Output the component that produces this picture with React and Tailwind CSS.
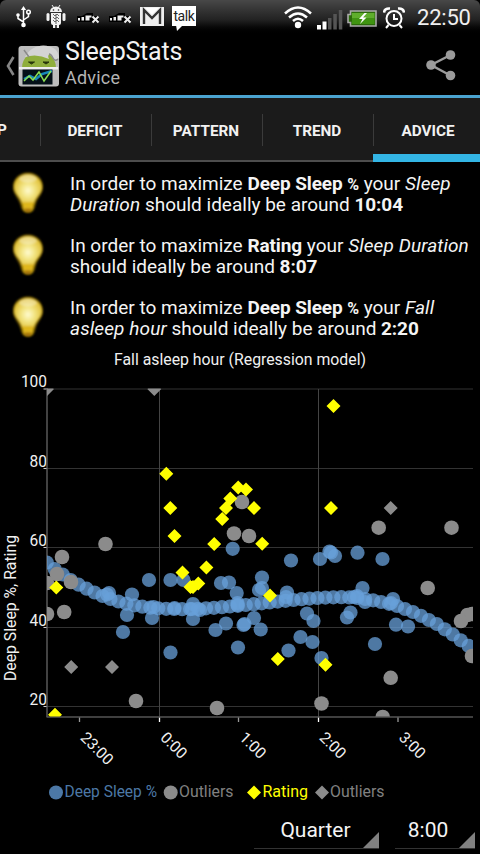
import { useId } from 'react';

const TABS = ['DEFICIT', 'PATTERN', 'TREND', 'ADVICE'];

const Y_TICKS = [
  { label: '100', y: 389 },
  { label: '80', y: 468.5 },
  { label: '60', y: 547.5 },
  { label: '40', y: 627.5 },
  { label: '20', y: 706.5 },
];

const X_TICKS = [
  { label: '23:00', x: 79.5 },
  { label: '0:00', x: 159.5, major: true },
  { label: '1:00', x: 238.5 },
  { label: '2:00', x: 318.5, major: true },
  { label: '3:00', x: 398 },
];

// Regression curve, one sample every 6 minutes
const CURVE_START = 46.8;
const CURVE_STEP = 7.96;
const CURVE = [
  562.5, 569, 574.5, 580, 584.7, 588.7, 592.5, 596, 599, 601.5, 603.7, 605.3, 606.7, 607.7,
  608.3, 608.8, 609, 609.2, 609.1, 608.8, 608.3, 607.8, 607.2, 606.5, 605.8, 605, 604.2,
  603.3, 602.5, 601.6, 600.8, 600, 599.2, 598.6, 598, 597.6, 597.3, 597.2, 597.4, 597.9,
  599, 600.3, 602, 603.8, 606, 609, 612, 615.8, 620, 624, 629.3, 634.5, 640.3, 645.9,
];

const DEEP_SLEEP = [
  [149, 580], [132, 594.5], [127, 615], [123, 632], [152, 618], [107, 594.5], [109, 593],
  [153.5, 607], [170.5, 580], [183.5, 580], [193, 604], [193, 619], [170.5, 652.5],
  [174.5, 608], [192, 609], [200, 610], [221, 583], [229, 582.5], [232.7, 548.8],
  [236.7, 593], [237.5, 603], [237.5, 605], [215.5, 630], [226, 623.5], [238, 647.5],
  [243.5, 625], [244.5, 624], [254, 618], [260.7, 629.5], [262, 577.5], [259, 590],
  [262, 588], [291, 560.5], [287, 592.5], [286, 597], [288.5, 650.5], [307, 613.5],
  [313.5, 621], [300.5, 637], [312.5, 642], [321.5, 658], [320, 559], [329.5, 551.5],
  [331, 552.5], [335, 556], [357.5, 552.7], [382.5, 559], [362.5, 588], [354, 597],
  [357, 596], [365, 602], [393, 599], [391, 603], [350.5, 612.5], [347, 617.5],
  [396, 624.7], [408, 626.5], [375, 644],
];

const DEEP_SLEEP_OUTLIERS = [
  [62, 557], [105.5, 544], [57, 574], [71, 582], [47, 583], [47, 614], [64.2, 612],
  [136, 701], [217, 708], [242, 502], [234, 533.5], [249, 536], [321.5, 703.5],
  [378.7, 527.7], [451.5, 527.7], [427.7, 588], [461, 621], [467.5, 615], [472, 614],
  [472, 656], [390.7, 677.8], [382.7, 717],
];

const RATING = [
  [166.3, 473.7], [170.3, 508], [174.5, 536], [182.5, 572.5], [190.5, 587], [193, 587],
  [198.3, 583.5], [206.4, 567.5], [214.2, 544], [222.2, 519], [226, 508], [230.3, 498.5],
  [238.2, 487.5], [246, 489.5], [254, 508], [262.2, 543.7], [270, 595.5], [277.8, 659],
  [333.5, 406], [331, 508], [325.5, 664.7], [56.3, 587.5], [55, 714.7],
];

const RATING_OUTLIERS = [[47, 389], [154.3, 389], [71.2, 667], [112, 667], [390.7, 508]];

const diamond = ([x, y], r = 7) => `M${x} ${y - r}l${r} ${r}l${-r} ${r}l${-r} ${-r}z`;

const UsbIcon = () => (
  <svg className="w-[17px] h-[22px] shrink-0" viewBox="0 0 16 22" fill="none" stroke="#fff" strokeWidth="1.5">
    <path d="M8 3v15M8 16l-5.500-3.500V9M8 14l5-3.500V7" />
    <path d="M8 0l2.600 4H5.400z" fill="#fff" stroke="none" />
    <circle cx="8" cy="19" r="2.300" fill="#fff" stroke="none" />
    <circle cx="2.500" cy="9" r="1.800" fill="#fff" stroke="none" />
    <circle cx="13" cy="6" r="1.800" />
  </svg>
);

const DebugIcon = () => (
  <svg className="w-5 h-6 shrink-0" viewBox="0 0 20 24" fill="#f2f2f2">
    <path d="M4 7a6 5.500 0 0 1 12 0zM5 8h10v10q0 2-2 2v3h-2.300v-3H9.300v3H7v-3q-2 0-2-2z" />
    <path d="M6 0l2 3M14 0l-2 3" stroke="#f2f2f2" />
    <rect x="0.500" y="8" width="3" height="8" rx="1.500" />
    <rect x="16.500" y="8" width="3" height="8" rx="1.500" />
    <path d="M7 9l2 2l2-2l2 2M7 12l2 2l2-2l2 2M7 15l2 2l2-2l2 2M10 9v10" stroke="#666" strokeWidth="1" fill="none" />
    <circle cx="7.500" cy="5" r="0.800" fill="#222" />
    <circle cx="12.500" cy="5" r="0.800" fill="#222" />
  </svg>
);

const NoSignalIcon = () => (
  <svg className="w-[23px] h-3 shrink-0" viewBox="0 0 23 12">
    <path d="M0 4h5l5-3h6v3l6 0v6H0z" fill="#000" />
    <path d="M1 6h2v2.500H1zM4.500 5H7v3.500H4.500zM8.500 3.500h6v2h-2v3h-4z" fill="#eee" />
    <path d="M15.500 4.500l6 6M21.500 4.500l-6 6" stroke="#eee" strokeWidth="2" />
  </svg>
);

const MailIcon = () => (
  <svg className="w-6 h-[19px] shrink-0" viewBox="0 0 24 19">
    <path d="M0 0h24v19H0z" fill="#eee" />
    <path d="M4 17V3l8 8l8-8v14" fill="none" stroke="#333" strokeWidth="2.400" />
    <path d="M5 .8l7 6.700l7-6.700" fill="#fff" />
  </svg>
);

const WifiIcon = () => (
  <svg className="w-7 h-6 shrink-0" viewBox="0 0 28 24" fill="none" stroke="#fff" strokeWidth="2.500">
    <path d="M1 7.500q13-12 26 0M5 11.500q9-8 18 0M9 15q5-4.500 10 0" />
    <circle cx="14" cy="19" r="3.200" fill="#fff" stroke="none" />
  </svg>
);

const SignalIcon = () => (
  <svg className="w-[26px] h-5 shrink-0" viewBox="0 0 26 20">
    <path d="M0 15h4v4.500H0zM5.500 11.500h4v8h-4z" fill="#fff" />
    <path d="M11 8h3.500v11.500H11zM16.300 4h3.500v15.500h-3.500zM21.800 0h3.500v19.500h-3.500z" fill="#555" />
  </svg>
);

const BatteryIcon = () => (
  <svg className="w-[30px] h-[17px] shrink-0" viewBox="0 0 30 17">
    <path d="M3.500 1H29v15H3.500v-3.500H1v-8h2.500z" fill="#2c6a0a" stroke="#aaa" strokeWidth="1.600" />
    <path d="M5 3h22.500v5.500H5z" fill="#5fae2c" />
    <path d="M5 8.500h22.500V14H5z" fill="#3f9410" />
    <path d="M17.500 3l-5.500 6h3.500l-2.500 5l6.500-6.500h-3.500l4-4.500z" fill="#fff" />
  </svg>
);

const AlarmIcon = () => (
  <svg className="w-[22px] h-[22px] shrink-0" viewBox="0 0 22 22" fill="none" stroke="#fff" strokeWidth="2">
    <circle cx="11" cy="11.500" r="7.500" />
    <path d="M11 7v5h4M5.500 18l-2.500 3M16.500 18l2.500 3" />
    <path d="M1 5.500Q1.500 1 7 1.500M21 5.500Q20.500 1 15 1.500" strokeWidth="2.600" />
  </svg>
);

const StatusBar = () => (
  <div className="h-9 flex items-center bg-linear-to-b from-[#484848] via-[#222] via-55% to-black rounded-t-md pl-[15px]">
    <div className="-mt-[3px]"><UsbIcon /></div>
    <div className="ml-[14px] -mt-[2px]"><DebugIcon /></div>
    <div className="ml-[11px] -mt-px"><NoSignalIcon /></div>
    <div className="ml-[9px] -mt-px"><NoSignalIcon /></div>
    <div className="ml-2 -mt-[3px]"><MailIcon /></div>
    <div className="relative ml-2 -mt-[5px] w-6 h-5 bg-white text-[#222] text-[14px] leading-[20px] text-center">
      <span className="tracking-[-0.4px]">talk</span>
      <svg className="absolute left-1 top-[19px] w-2 h-[6px]" viewBox="0 0 8 6">
        <path d="M0 0h7L1 6z" fill="#fff" />
      </svg>
    </div>
    <div className="ml-[88px] -mt-px"><WifiIcon /></div>
    <div className="ml-[5px] mt-[3px]"><SignalIcon /></div>
    <div className="ml-1"><BatteryIcon /></div>
    <div className="ml-[6px] -mt-px"><AlarmIcon /></div>
    <div className="ml-3 text-[22px] leading-none tracking-[-0.2px] text-[#f0f0f0] whitespace-nowrap">22:50</div>
  </div>
);

const AppIcon = () => (
  <svg className="w-[42px] h-[42px] shrink-0" viewBox="0 0 42 42">
    <rect x="0.500" y="1" width="40.500" height="40.500" rx="3" fill="#bdbdbd" />
    <path d="M4 23C4 12 13 6 21 6s17 6 17 17z" fill="#8fae3c" />
    <path d="M7 12C14-1 28-2 37 4q4 4 4 9l-4 2l-5-6q-3 1-1 5q-12-6-24-2z" fill="#d4d4d4" />
    <path d="M6 5l5 7M31 9q2 0 4 4t5 1" stroke="#8a8a8a" strokeWidth="1.500" fill="none" />
    <path d="M10.500 17h6l-3 2zM25 17h6l-3 2z" fill="#26350a" stroke="#26350a" />
    <path d="M1 22h39v2.500H1z" fill="#eee" />
    <rect x="4.500" y="24.500" width="30" height="15" fill="#041018" />
    <path d="M6 34l6-3l6 3l6-5l10-3" stroke="#1689b8" strokeWidth="2.500" fill="none" />
    <path d="M6 36l5-5l4 4l6-8l5 9l7-10" stroke="#8be052" strokeWidth="1.500" fill="none" />
  </svg>
);

const ActionBar = () => (
  <header className="h-[59px] flex items-center pl-[5px] pr-6">
    <svg className="w-[10px] h-5 shrink-0 mt-px" viewBox="0 0 10 20" fill="none" stroke="#858585" strokeWidth="2.600">
      <path d="M8.500 1L3 10l5.500 9" />
    </svg>
    <div className="ml-[3px] mt-px"><AppIcon /></div>
    <div className="ml-[5px] -mt-[3px]">
      <h1 className="-mt-px mb-px text-[25px] leading-[28px] tracking-[-0.2px] text-[#f3f3f3]">SleepStats</h1>
      <p className="text-[18px] leading-[22px] tracking-[0.2px] text-[#b4b4b4]">Advice</p>
    </div>
    <svg className="w-[30px] h-8 ml-auto -mt-px" viewBox="0 0 30 32" fill="#9b9b9b">
      <path d="M24.500 6L5 16l19.500 10.500" fill="none" stroke="#9b9b9b" strokeWidth="2.400" />
      <circle cx="24.500" cy="6" r="4.800" />
      <circle cx="5" cy="16" r="4.800" />
      <circle cx="24.500" cy="26.500" r="4.800" />
    </svg>
  </header>
);

const TabBar = () => (
  <nav className="h-[67px] flex border-t-[3px] border-[#4aa3d0] bg-[#1b1b1b] text-[15.3px] font-bold text-[#f2f2f2] overflow-hidden">
    <div className="w-10 shrink-0 border-b-2 border-[#4d4d4d] leading-[65px]">
      <span className="-ml-[3px]">P</span>
    </div>
    {TABS.map((tab) => (
      <div
        key={tab}
        className={
          tab === 'ADVICE'
            ? 'w-[111px] shrink-0 flex items-center border-b-8 border-[#33b5e5]'
            : 'w-[111px] shrink-0 flex items-center border-b-2 border-[#4d4d4d]'
        }
      >
        <span
          className={
            tab === 'ADVICE'
              ? 'flex-1 h-8 mt-[7px] pr-[2px] border-l border-[#3b3b3b] text-center leading-[34px]'
              : 'flex-1 h-8 mt-px pr-[2px] border-l border-[#3b3b3b] text-center leading-[34px]'
          }
        >
          {tab}
        </span>
      </div>
    ))}
  </nav>
);

const Bulb = () => {
  const id = useId();
  return (
    <svg className="w-9 h-12 shrink-0" viewBox="0 0 36 48">
      <defs>
        <radialGradient id={`${id}glass`} cx="50%" cy="55%" r="58%">
          <stop offset="0" stopColor="#fffbd0" />
          <stop offset="0.400" stopColor="#f3e585" />
          <stop offset="1" stopColor="#dcb928" />
        </radialGradient>
        <filter id={`${id}glow`} x="-20%" y="-20%" width="140%" height="140%">
          <feGaussianBlur stdDeviation="1.300" />
        </filter>
        <filter id={`${id}soft`} x="-10%" y="-10%" width="120%" height="120%">
          <feGaussianBlur stdDeviation="0.900" />
        </filter>
      </defs>
      <path
        d="M18 3.500C9 3.500 3 10 3 18C3 25 8 28 10.500 36q1 7.500 7.500 8q6.500-.5 7.500-8c2-8 7.500-11 7.500-18C33 10 27 3.500 18 3.500z"
        fill="#6e5606"
        filter={`url(#${id}glow)`}
      />
      <g filter={`url(#${id}soft)`}>
        <path
          d="M18 5C10.500 5 4 10.500 4 18C4 25 10.500 27.500 12 35h12c1.500-7.500 8-10 8-17C32 10.500 25.500 5 18 5z"
          fill={`url(#${id}glass)`}
        />
        <path d="M12 33h12l-1 6q-1 4-5 4t-5-4z" fill="#dfb71c" />
        <path d="M14 39.500h8l-1 2q-1 1.500-3 1.500t-3-1.500z" fill="#a87410" />
        <ellipse cx="18" cy="9.500" rx="9" ry="4" fill="#fff" opacity="0.350" />
      </g>
    </svg>
  );
};

const Tip = ({ children }) => (
  <li className="h-[62px] flex pl-[10px] pt-[7px]">
    <Bulb />
    <p className="ml-[24px] mt-1 text-[19px] leading-[21px] whitespace-nowrap text-[#f4f4f4] [&_b]:tracking-[-0.1px] [&_i]:tracking-[0.1px]">
      {children}
    </p>
  </li>
);

const AdviceList = () => (
  <ul>
    <Tip>
      In order to maximize <b>Deep Sleep <span className="text-[16px] leading-none">%</span></b> your <i>Sleep</i>
      <br />
      <i>Duration</i> should ideally be around <b>10:04</b>
    </Tip>
    <Tip>
      In order to maximize <b>Rating</b> your <i>Sleep Duration</i>
      <br />
      should ideally be around <b>8:07</b>
    </Tip>
    <Tip>
      In order to maximize <b>Deep Sleep <span className="text-[16px] leading-none">%</span></b> your <i>Fall</i>
      <br />
      <i>asleep hour</i> should ideally be around <b>2:20</b>
    </Tip>
  </ul>
);

const SleepChart = () => {
  const clipId = useId();
  return (
    <svg className="block w-[480px] h-[464px]" viewBox="0 348 480 464" fontFamily="Roboto, sans-serif" fontSize="16">
      <defs>
        <clipPath id={clipId}>
          <rect x="47" y="388.500" width="426" height="328" />
        </clipPath>
      </defs>

      <text x="114" y="365" fill="#f0f0f0" textLength="252" lengthAdjust="spacingAndGlyphs">
        Fall asleep hour (Regression model)
      </text>
      <text
        transform="translate(16 681) rotate(-90)"
        fill="#f0f0f0"
        textLength="146"
        lengthAdjust="spacingAndGlyphs"
      >
        Deep Sleep %, Rating
      </text>

      {/* Axes and grid */}
      {Y_TICKS.map(({ label, y }) => (
        <g key={label}>
          <path d={`M47 ${y}H473`} stroke="#333" />
          <path d={`M43.500 ${y}H47`} stroke="#ccc" />
          <text x="47" y={y - 2} textAnchor="end" fill="#f0f0f0" textLength={label.length * 8.7} lengthAdjust="spacingAndGlyphs">
            {label}
          </text>
        </g>
      ))}
      {X_TICKS.map(({ label, x, major }) => (
        <g key={label}>
          {major && <path d={`M${x} 389V717`} stroke="#444" />}
          <path d={`M${x} 717v5`} stroke={major ? '#fff' : '#999'} strokeWidth="1.300" />
          <text transform={`translate(${x} 738.500) rotate(45)`} fill="#f0f0f0" fontSize="15.600">
            {label}
          </text>
        </g>
      ))}
      <path d="M47 388V717" stroke="#666" strokeWidth="1.300" />
      <path d="M46.500 717H473" stroke="#555" strokeWidth="1.500" />

      {/* Data */}
      <g clipPath={`url(#${clipId})`}>
        <g fill="#68a0da" fillOpacity="0.750">
          {CURVE.map((y, i) => (
            <circle key={i} cx={CURVE_START + i * CURVE_STEP} cy={y} r="7.100" />
          ))}
          {DEEP_SLEEP.map(([x, y], i) => (
            <circle key={i} cx={x} cy={y} r="7.100" />
          ))}
        </g>
        <g fill="#8b8b8b">
          {DEEP_SLEEP_OUTLIERS.map(([x, y], i) => (
            <circle key={i} cx={x} cy={y} r="7.300" />
          ))}
        </g>
        <path d={RATING.map((p) => diamond(p)).join('')} fill="#ff0" />
        <path d={RATING_OUTLIERS.map((p) => diamond(p)).join('')} fill="#8b8b8b" />
      </g>

      {/* Legend */}
      <circle cx="56" cy="792.500" r="7" fill="#4c78a6" />
      <text x="64.500" y="797" fill="#4c78a6" textLength="92.500" lengthAdjust="spacingAndGlyphs">Deep Sleep %</text>
      <circle cx="170.700" cy="792.500" r="7" fill="#8b8b8b" />
      <text x="179" y="797" fill="#808080" textLength="54.500" lengthAdjust="spacingAndGlyphs">Outliers</text>
      <path d={diamond([254, 792.5])} fill="#ff0" />
      <text x="262.500" y="797" fill="#ff0" textLength="45.500" lengthAdjust="spacingAndGlyphs">Rating</text>
      <path d={diamond([322, 792.5])} fill="#8b8b8b" />
      <text x="330" y="797" fill="#808080" textLength="54.500" lengthAdjust="spacingAndGlyphs">Outliers</text>
    </svg>
  );
};

const Spinner = ({ label, className }) => (
  <button className={`relative h-[37px] border-b border-[#333] text-[21px] leading-[36px] text-[#f4f4f4] ${className}`}>
    {label}
    <svg className="absolute right-0 bottom-0 w-4 h-4" viewBox="0 0 16 16">
      <path d="M16 0v16H0z" fill="#808080" />
    </svg>
  </button>
);

export default function App() {
  return (
    <div className="w-[480px] h-[854px] flex flex-col overflow-hidden bg-black font-['Roboto',sans-serif]">
      <StatusBar />
      <ActionBar />
      <TabBar />
      <AdviceList />
      <SleepChart />
      <footer className="flex justify-end gap-4 pr-[5px]">
        <Spinner label="Quarter" className="w-[125px] pr-[2px]" />
        <Spinner label="8:00" className="w-20 pr-[14px]" />
      </footer>
    </div>
  );
}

*****

EXERCISE DETAILS: Look at the listing and set down only the lines from its start through the line with "const TABS = ['DEFICIT', 'PATTERN', 'TREND', 'ADVICE'];", word for word and without pictures.

TASK OUTPUT:
Output the component that produces this picture with React and Tailwind CSS.
import { useId } from 'react';

const TABS = ['DEFICIT', 'PATTERN', 'TREND', 'ADVICE'];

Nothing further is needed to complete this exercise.